RedShift wrote:
> Mikel Lindsaar wrote:
>> I am looking at working out how to control the fans in a HP DL360.
>> 
>> Right now, the fans start low, but if the room gets warm, they go to
>> high (Boeing 747) volume, and the only way to put them back down to
>> low, is a reboot, PITA.
>> 
>> It looks like the HP website mentions OS specific "system health
>> drivers", which doesn't help too much as it is for Windows and
>> precompiled.
>> 
>> Does anyone have any idea on where to start?  I am willing to dive
>> into the source, but have never hacked on OpenBSD or an OS before, and
>> not sure where to begin.  I am willing to learn and have a system I
>> can crash with abandon.  Or even if there is a budding hacker out
>> there, I can provide access to a freshly formatted box.
...
> Actually these should be able to control themselves without
> intervention from the OS (meaning no HP software installed).
> Does it happen on other OS'es as well?
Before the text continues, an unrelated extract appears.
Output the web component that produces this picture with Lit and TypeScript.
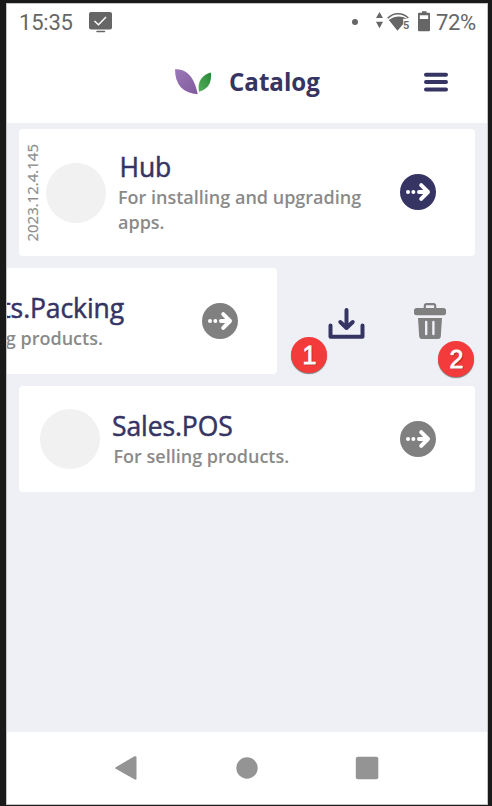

OpenBSD hardware monitoring
> may be doing something the management processor doesn't like,
> causing the fans to rev up and not go down again.

nope, these machines are not "normal".

Compaq/HP has a bunch of machines in this series with this kind of
problem -- you WILL run a supported OS on 'em, or love the sound
of jet turbines.  I've got some DL380 G2s that default to full-speed
on the fans, instead of cranking up when they get hot.  Starting slow
and speeding up when needed is a very tiny improvement over what mine
do.

Lack of documentation and reverse engineering effort has kept this
from being fixed in OpenBSD, as far as I am aware.  other OSs usually
just rely on the HP provided binaries (as long as HP choses to
provide them...).

Nick.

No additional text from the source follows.